This year, my mom got much more strict with what she was willing to accept as Christmas movies. In the past, I’ve gotten away with The Nightmare Before Christmas, The Chronicles of Narnia: the Lion, the Witch, and the Wardrobe, and LOTR (hey, it snows in there). This year, unsuspecting me suggested we add these to our repertoire again, only to be shot down. So sad. But as a result I’ve been looking for Christmas movies that go beyond the LMN drivel that my mother prefers. Below is that list.
This film is great for viewers who want to see something strongly Christmas related, but want the story more geared toward an adult audience, while still being kid friendly. I love it when older women are given attention on screen, and Jamie Lee Curtis is one of my all time favorite actresses (and she seems to be a pretty great human being as well).
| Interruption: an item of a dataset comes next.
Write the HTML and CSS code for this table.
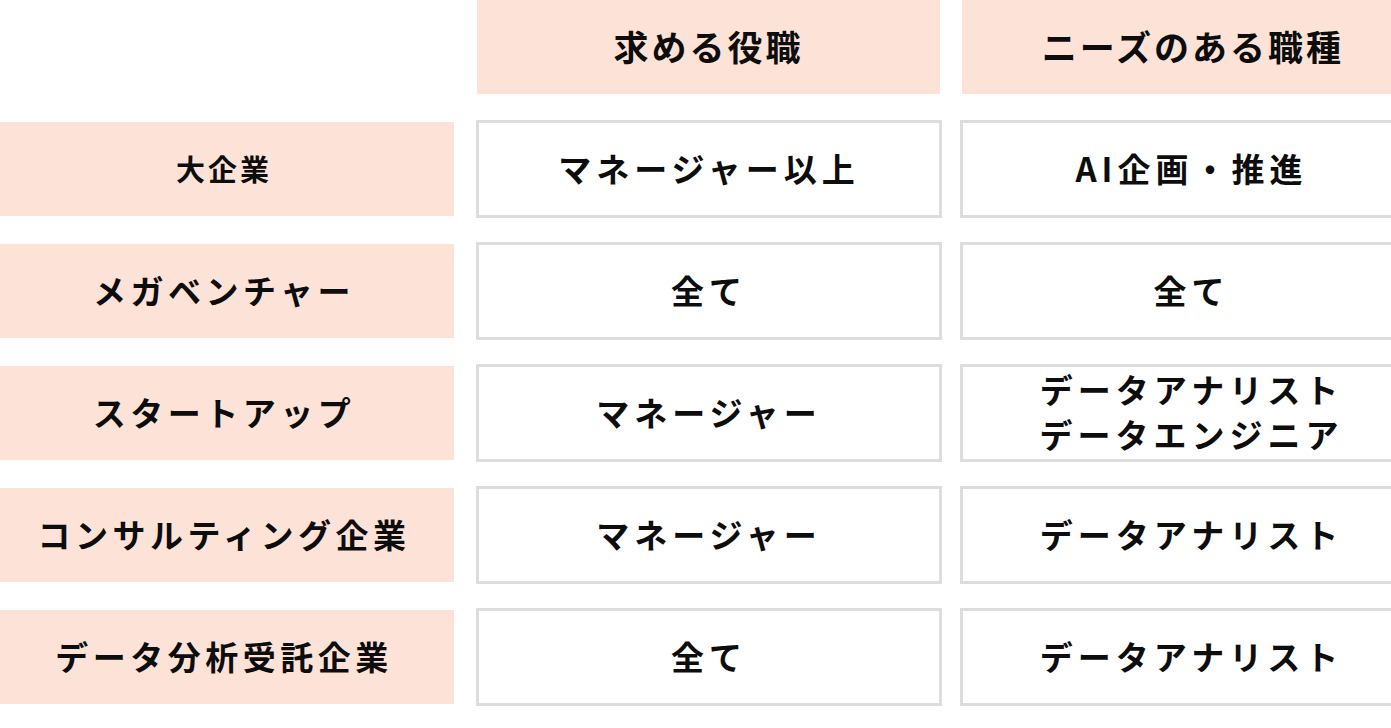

In Christmas with the Kranks, we’re introduced to Luther and Nora, whose daughter is joining the Peace Corps and won’t be home for the holidays. Nora is heartbroken, and so is Luther, but he doesn’t let that stop him from realizing the opportunity in the situation. Instead of celebrating Christmas (in a traditional sense), he schemes a plan that involves the Kranks not spending any money on the things they usually do, and instead buying an all inclusive cruise vacation for themselves — which will actually save them money.
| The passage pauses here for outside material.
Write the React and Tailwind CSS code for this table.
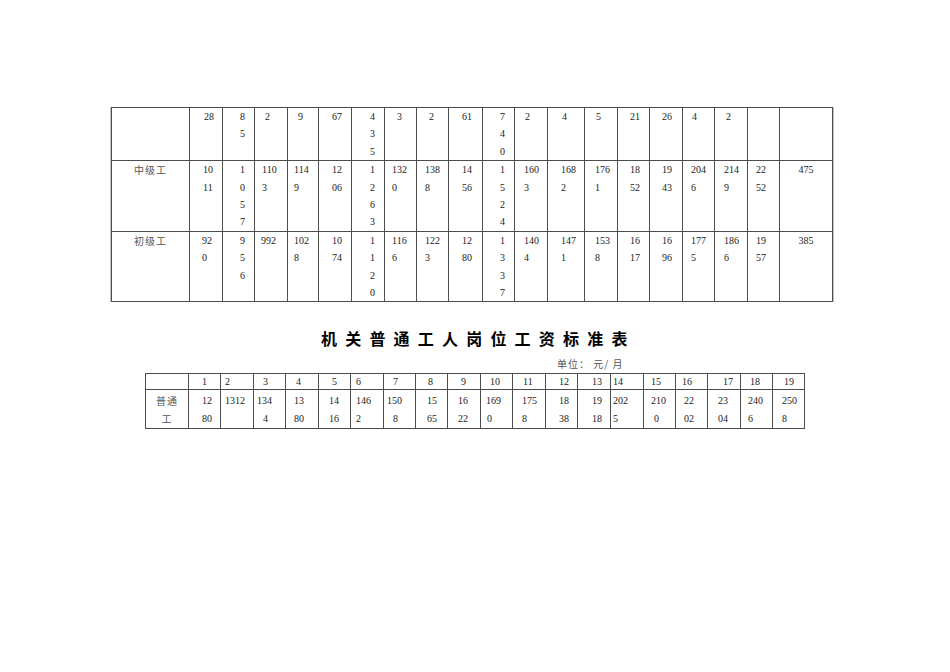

At first, Nora is hesitant. Eventually she ends up going along with the plan, but not everything works out like they’d hoped. When plans change drastically, will the Kranks be able to adapt and still pull of a great Christmas? Tune in to find out.
My favorite aspects of this film are its inclusion of community, the reality of an aging relationship, and the relief parents might feel when their kids leave the nest, with a healthy does of bittersweet feelings. The film works wonderfully on this level, illustrating that there are more seasons to life than just being young and in love (which we do see), and that’s okay. There’s benefit in the other bits as well.
I’m not sure that I buy this film being about Chicago area living, and there’s hardly any people of color in it, but that criticism can be (and has been) made of almost all film.
This is my absolute favorite Christmas movie. I think I watched it in July, because I enjoy it so much. I have never questioned Queen Latifah’s royalty, and this film is a wonderful example of why.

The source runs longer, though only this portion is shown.